As instituições europeias não deveriam precisar de fazer asneira da grossa para depois corrigir o tiro. É preciso perceber os detalhes. E aqui, em Portugal, a Banca nacional e a pouca folga orçamental das famílias, foram as razões importantes para que se tenha escolhido maioritariamente o empréstimo com taxa variável. Simplesmente porque isso implicava poupar, em média, 100 ou 200€ por mês na prestação da casa. Simplesmente porque ninguém, nem a Sr.ª Lagarde, algum dia avisou que em meia dúzia de meses, se pudesse passar de uma taxa Euribor negativa para um valor superior a 4% por ano.

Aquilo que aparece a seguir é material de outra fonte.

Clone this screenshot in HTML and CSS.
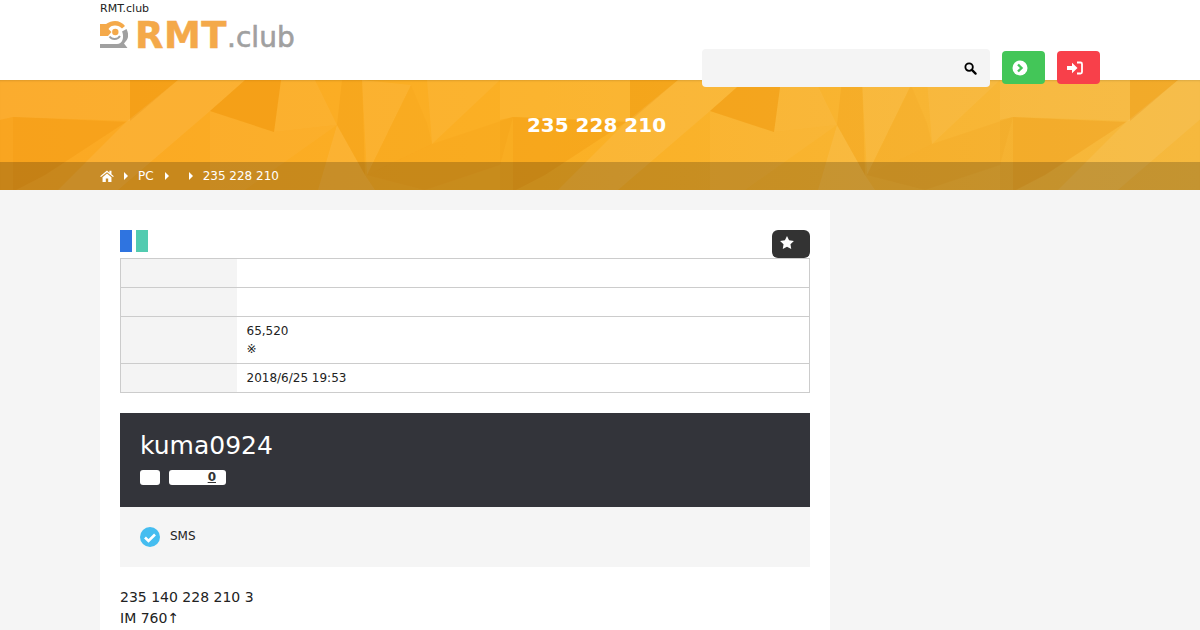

É preciso controlar a inflação? Seria bom estudar com profundidade onde estamos e se há realmente necessidade de continuar neste caminho que, mais uma vez, vai trazer mais problemas aos países do sul da Europa. Recorde-se que há muito poucos anos, as empresas portuguesas (mesmo as que tinham boas contas) pagavam taxas de juro mais elevadas do que as suas congéneres europeias por causa do risco da dívida soberana portuguesa. Há alguns anos, as instituições europeias infligiram programas de austeridade aos países cujas taxas de juro sobre a dívida pública eram já insuportáveis. Foram precisos cerca de dois anos para que o BCE (já nas mãos de Mário Draghi, um italiano que conhecia bem a realidade económica dos países do sul da Europa) tomasse medidas que levaram à compra de dívida pública, protegendo os Estados do risco de mercado. Esta medida permitiu que as taxas de juro acalmassem e que os Estados pudessem fazer as suas correcções sem mais tumultos dos que eram estritamente necessários.
Diz-se que as instituições europeias são pesadas, burocráticas e que actuam com elevada inércia. Tudo isso está a custar muito aos Europeus. Não seria preciso que algum dos nossos responsáveis políticos repetisse a “graçola” de Pedro Nuno Santos há cerca de 10 anos que “se não pagarmos, até as pernas dos banqueiros alemães tremem”, mas valeria a pena estudar mais e fazer propostas concretas para evitar mais desastres.